** Begin SOURCE MATERIAL **
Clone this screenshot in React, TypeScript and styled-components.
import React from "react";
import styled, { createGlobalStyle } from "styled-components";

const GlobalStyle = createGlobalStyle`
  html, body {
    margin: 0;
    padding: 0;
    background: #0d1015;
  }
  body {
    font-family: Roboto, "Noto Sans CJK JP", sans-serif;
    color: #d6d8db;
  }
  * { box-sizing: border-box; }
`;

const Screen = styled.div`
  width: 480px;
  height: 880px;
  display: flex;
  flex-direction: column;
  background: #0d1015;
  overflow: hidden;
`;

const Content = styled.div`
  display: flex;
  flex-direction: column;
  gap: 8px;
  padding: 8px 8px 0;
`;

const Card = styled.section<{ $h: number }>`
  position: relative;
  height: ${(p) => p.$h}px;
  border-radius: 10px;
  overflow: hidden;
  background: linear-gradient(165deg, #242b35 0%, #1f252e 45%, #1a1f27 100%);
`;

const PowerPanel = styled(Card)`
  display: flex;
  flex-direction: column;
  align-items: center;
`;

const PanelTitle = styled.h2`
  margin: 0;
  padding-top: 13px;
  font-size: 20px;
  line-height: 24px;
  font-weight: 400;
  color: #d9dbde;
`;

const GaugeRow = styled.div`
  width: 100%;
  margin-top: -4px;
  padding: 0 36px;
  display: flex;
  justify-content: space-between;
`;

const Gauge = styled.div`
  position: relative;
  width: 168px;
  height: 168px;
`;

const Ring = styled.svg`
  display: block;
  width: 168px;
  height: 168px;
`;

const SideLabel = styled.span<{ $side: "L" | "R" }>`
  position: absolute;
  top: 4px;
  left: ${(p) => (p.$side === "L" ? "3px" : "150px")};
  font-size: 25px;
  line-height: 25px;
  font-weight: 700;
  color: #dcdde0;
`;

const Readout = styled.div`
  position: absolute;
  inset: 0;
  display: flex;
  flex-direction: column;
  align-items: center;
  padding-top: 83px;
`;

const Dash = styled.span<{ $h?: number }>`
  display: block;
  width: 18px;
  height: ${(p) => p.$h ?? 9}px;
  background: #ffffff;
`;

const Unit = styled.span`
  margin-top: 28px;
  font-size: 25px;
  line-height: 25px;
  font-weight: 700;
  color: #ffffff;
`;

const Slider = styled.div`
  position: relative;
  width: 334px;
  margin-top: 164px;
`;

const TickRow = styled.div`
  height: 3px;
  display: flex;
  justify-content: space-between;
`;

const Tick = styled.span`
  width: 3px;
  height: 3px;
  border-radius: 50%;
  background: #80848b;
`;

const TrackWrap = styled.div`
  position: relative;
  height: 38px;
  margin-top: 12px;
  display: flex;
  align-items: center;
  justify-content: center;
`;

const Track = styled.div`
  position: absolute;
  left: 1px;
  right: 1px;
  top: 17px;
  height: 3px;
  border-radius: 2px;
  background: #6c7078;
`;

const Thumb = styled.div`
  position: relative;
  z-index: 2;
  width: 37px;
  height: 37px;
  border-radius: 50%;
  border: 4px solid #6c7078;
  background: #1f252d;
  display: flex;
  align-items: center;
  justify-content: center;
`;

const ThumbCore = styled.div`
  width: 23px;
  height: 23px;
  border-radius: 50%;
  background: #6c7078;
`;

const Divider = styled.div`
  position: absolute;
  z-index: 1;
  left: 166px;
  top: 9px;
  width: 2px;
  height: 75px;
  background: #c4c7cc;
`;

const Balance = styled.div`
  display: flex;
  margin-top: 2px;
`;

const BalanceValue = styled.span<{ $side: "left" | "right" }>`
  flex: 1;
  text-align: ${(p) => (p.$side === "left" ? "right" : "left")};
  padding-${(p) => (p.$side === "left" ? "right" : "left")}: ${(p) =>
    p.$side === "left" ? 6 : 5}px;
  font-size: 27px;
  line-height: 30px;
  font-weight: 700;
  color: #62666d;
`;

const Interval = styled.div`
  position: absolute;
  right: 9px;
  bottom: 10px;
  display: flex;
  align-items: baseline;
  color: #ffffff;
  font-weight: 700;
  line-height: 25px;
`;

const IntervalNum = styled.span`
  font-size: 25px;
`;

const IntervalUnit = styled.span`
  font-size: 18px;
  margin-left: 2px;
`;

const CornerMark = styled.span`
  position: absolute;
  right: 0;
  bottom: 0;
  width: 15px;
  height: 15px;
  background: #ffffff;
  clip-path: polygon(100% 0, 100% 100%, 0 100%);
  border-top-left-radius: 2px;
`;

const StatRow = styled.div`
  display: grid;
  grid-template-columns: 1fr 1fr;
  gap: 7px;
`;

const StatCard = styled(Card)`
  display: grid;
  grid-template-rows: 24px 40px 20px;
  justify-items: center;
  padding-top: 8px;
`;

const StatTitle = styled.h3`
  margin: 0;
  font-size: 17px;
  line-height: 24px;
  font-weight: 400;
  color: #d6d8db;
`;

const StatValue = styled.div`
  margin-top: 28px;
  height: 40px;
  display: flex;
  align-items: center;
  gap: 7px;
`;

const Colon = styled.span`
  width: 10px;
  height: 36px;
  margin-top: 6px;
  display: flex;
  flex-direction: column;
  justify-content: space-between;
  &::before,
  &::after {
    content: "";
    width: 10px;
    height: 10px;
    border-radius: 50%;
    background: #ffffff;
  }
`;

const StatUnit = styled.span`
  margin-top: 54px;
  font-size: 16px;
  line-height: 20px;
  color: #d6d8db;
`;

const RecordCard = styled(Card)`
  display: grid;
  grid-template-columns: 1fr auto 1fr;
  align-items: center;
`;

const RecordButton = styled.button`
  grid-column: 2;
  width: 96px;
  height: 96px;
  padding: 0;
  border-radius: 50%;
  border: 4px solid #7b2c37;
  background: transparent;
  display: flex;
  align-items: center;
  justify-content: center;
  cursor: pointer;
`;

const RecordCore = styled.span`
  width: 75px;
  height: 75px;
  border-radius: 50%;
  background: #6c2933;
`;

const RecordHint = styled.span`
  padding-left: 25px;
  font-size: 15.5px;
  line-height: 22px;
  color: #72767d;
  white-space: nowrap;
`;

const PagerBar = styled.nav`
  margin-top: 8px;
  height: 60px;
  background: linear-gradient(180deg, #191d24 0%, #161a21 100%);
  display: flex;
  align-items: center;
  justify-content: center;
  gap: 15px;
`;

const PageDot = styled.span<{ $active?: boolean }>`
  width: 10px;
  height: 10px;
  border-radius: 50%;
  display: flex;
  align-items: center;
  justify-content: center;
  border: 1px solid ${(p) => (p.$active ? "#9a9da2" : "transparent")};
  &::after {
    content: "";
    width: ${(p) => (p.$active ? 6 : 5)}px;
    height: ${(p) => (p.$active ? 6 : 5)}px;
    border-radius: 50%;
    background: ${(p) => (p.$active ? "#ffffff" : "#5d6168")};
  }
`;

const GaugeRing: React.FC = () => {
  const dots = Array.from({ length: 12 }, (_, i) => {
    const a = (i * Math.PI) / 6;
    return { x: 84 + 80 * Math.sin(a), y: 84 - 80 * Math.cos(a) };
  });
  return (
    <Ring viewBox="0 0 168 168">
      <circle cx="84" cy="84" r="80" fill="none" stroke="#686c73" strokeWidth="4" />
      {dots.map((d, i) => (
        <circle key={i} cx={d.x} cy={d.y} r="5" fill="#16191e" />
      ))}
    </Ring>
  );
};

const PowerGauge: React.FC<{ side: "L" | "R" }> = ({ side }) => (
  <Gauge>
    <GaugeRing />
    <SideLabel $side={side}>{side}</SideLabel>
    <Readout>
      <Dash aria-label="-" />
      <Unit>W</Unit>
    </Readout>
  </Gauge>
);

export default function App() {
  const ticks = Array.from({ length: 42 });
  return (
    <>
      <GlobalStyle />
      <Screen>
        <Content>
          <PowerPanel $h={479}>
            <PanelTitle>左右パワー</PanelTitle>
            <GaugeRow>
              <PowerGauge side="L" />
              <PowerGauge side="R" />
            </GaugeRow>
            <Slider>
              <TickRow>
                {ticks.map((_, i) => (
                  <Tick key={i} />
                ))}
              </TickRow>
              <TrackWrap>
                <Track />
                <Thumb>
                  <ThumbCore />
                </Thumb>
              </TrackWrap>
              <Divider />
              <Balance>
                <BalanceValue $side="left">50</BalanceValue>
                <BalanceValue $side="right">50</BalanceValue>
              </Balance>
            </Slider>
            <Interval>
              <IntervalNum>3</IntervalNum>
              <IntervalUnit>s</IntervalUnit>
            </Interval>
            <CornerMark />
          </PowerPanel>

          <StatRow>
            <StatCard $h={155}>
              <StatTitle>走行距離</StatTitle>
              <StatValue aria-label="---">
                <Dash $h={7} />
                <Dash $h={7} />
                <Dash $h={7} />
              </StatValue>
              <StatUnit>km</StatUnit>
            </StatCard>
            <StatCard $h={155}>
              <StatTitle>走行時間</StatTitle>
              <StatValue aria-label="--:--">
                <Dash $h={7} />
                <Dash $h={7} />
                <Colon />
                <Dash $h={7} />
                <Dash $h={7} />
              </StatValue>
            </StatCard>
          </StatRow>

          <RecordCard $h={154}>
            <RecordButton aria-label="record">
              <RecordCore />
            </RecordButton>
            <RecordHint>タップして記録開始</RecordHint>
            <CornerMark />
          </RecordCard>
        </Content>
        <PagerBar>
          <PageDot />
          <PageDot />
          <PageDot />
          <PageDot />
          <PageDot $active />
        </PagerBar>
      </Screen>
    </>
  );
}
** End SOURCE MATERIAL **
* _DIRECTIONS_: Identify which lines contain the word "React" and copy each one.

* _WRITTEN REPLY_:
Clone this screenshot in React, TypeScript and styled-components.
import React from "react";
const GaugeRing: React.FC = () => {
const PowerGauge: React.FC<{ side: "L" | "R" }> = ({ side }) => (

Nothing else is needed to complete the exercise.